From a structural standpoint, the most vital development is the strategic partnership with ASE, the world’s largest OSAT commanding a 45% global market share. This partnership elegantly solves AEM’s historical single customer concentration risk by utilising ASE’s massive footprint to unlock direct access to tech hyperscalers that were previously completely out of reach.

Trimming & Prudent Rebalancing

Despite everything going perfectly for AEM Holdings, I have slightly trimmed the position selling 15% of the position at $10.52. By executing this sale, the SRS Fund’s entire initial capital has been clawed back, completely de-risking the position. The emotional burden of loss aversion is entirely eliminated. Knowing that the downside is mathematically zero and the principal is safely preserved will improve the psychological resilience during draw downs and comfortably sit tight for the full multi-year ride.

The proceeds were redeployed into several counters including iFast, SATS as well as Info-Tech.

The SRS Fund also exited completly exited Kimly after a spike in share price following a DBS research report. Overall, I am glad the SRS Fund is now free of F&B businesses.

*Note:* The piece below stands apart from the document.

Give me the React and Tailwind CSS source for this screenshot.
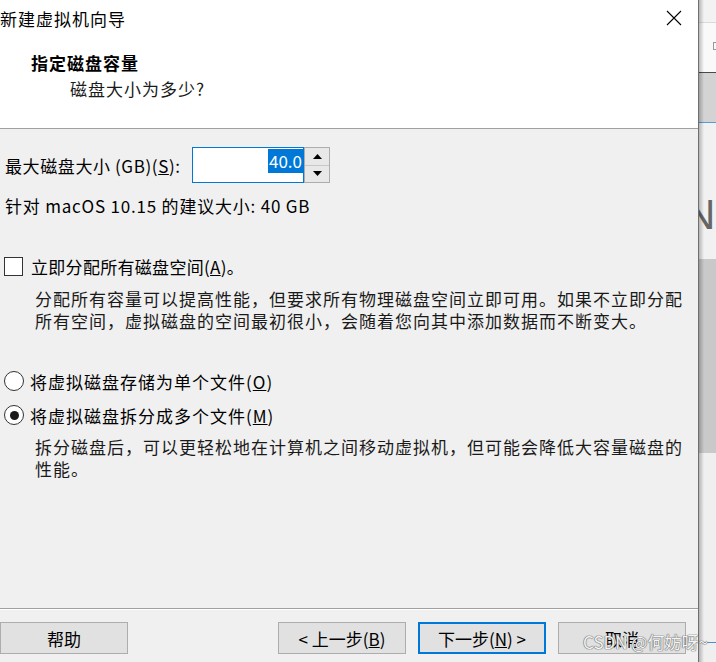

SRS Fund Performance vs. Benchmark

As at 31st May 2026, the SRS Fund value stood at $938,895.87, up 54.4% YTD. AEM Holdings remain the largest position despite our trimming accounting for 28.2% of the SRS Fund. Together with other manufacturing related holdings such as UMS, Aztech Global, Venture and Powermatic.

The recent outperformance was mainly driven by the sharp rise in AEM Holdings, which has become the Fund’s largest position. While this has meaningfully lifted the Fund’s value, it also means that near-term performance is now more sensitive to movements in AEM’s share price.

Performance Comparison

The SRS Fund continue to surge faster than benchmark Straits Times Index (STI) in the month of May. With AI related counters and financials driving much of the SRS Fund’s performance.

MetricThe SRS FundSTI Index (Benchmark)
YTD Return (Apr 2026)+54.4%~+10.8%
Cash Weighting1.8%N/A
Top HoldingAEM Holdings (28.2%)DBS (~26.6%)

Portfolio Segments

For many years, the SRS Fund was built around Singapore’s classic strengths: banks, REITs, property-related names and steady dividend payers. Those remain important. The Finance segment still represent 28.4% of the portfolio, led mainly by DBS, OCBC, UOB, iFast & SGX.

Property-related holdings account for another 11%, while the Service segment contributes 14.8%, led by SATS and HR Net Group.

The Services segment accounted for 14.3% of the portfolio. This segment provides a mix of recurring revenue, recovery potential and regional growth opportunities. Over time, I hope this segment can contribute more steadily as the underlying businesses continue to scale.

The Property segment made up 13.1% of the portfolio. Within this segment, I continue to look for opportunities where assets are trading below intrinsic value, or where income and capital appreciation can combine to produce attractive long-term returns.

The biggest driver of performance this year has clearly been the semiconductor manufacturing exposure.

Dividends:

On the income side, dividends remain an important part of the SRS Fund’s foundation. Dividend received in Q2 so far is $12,977.56, following Q1 collection of $1,159.40. While the SRS Fund is not purely an income portfolio, dividends provide psychological comfort and help reinforce the idea that these are real businesses generating real cash returns.

SRS Fund Value

The SRS Fund has come a long way since 2019, when the fund value was just above the $200k mark. Today, at close to $940k the compounding effect is becoming more visible. The recent acceleration has been unusually strong and I do not expect every year to look like 2026. Markets do not move in straight lines and sectors that are loved today can quickly become crowded tomorrow.

Cash Levels

Cash remains low at 1.8%, which shows that the fund is almost fully invested. This has helped performance during the rally, but it also means the SRS Fund has limited dry powder if volatility returns. Historically, the SRS Fund has gone through periods with much higher cash levels. Today’s low cash position reflects the strength of the current opportunity set but it also requires discipline.

The lesson from May is simple: Singapore may not be the centre of the AI boom, but selected Singapore companies can still benefit from the global semiconductor supply chain. The challenge now is not whether the SRS Fund has captured the wave but whether I can manage the concentration, valuation and expectations wisely from here.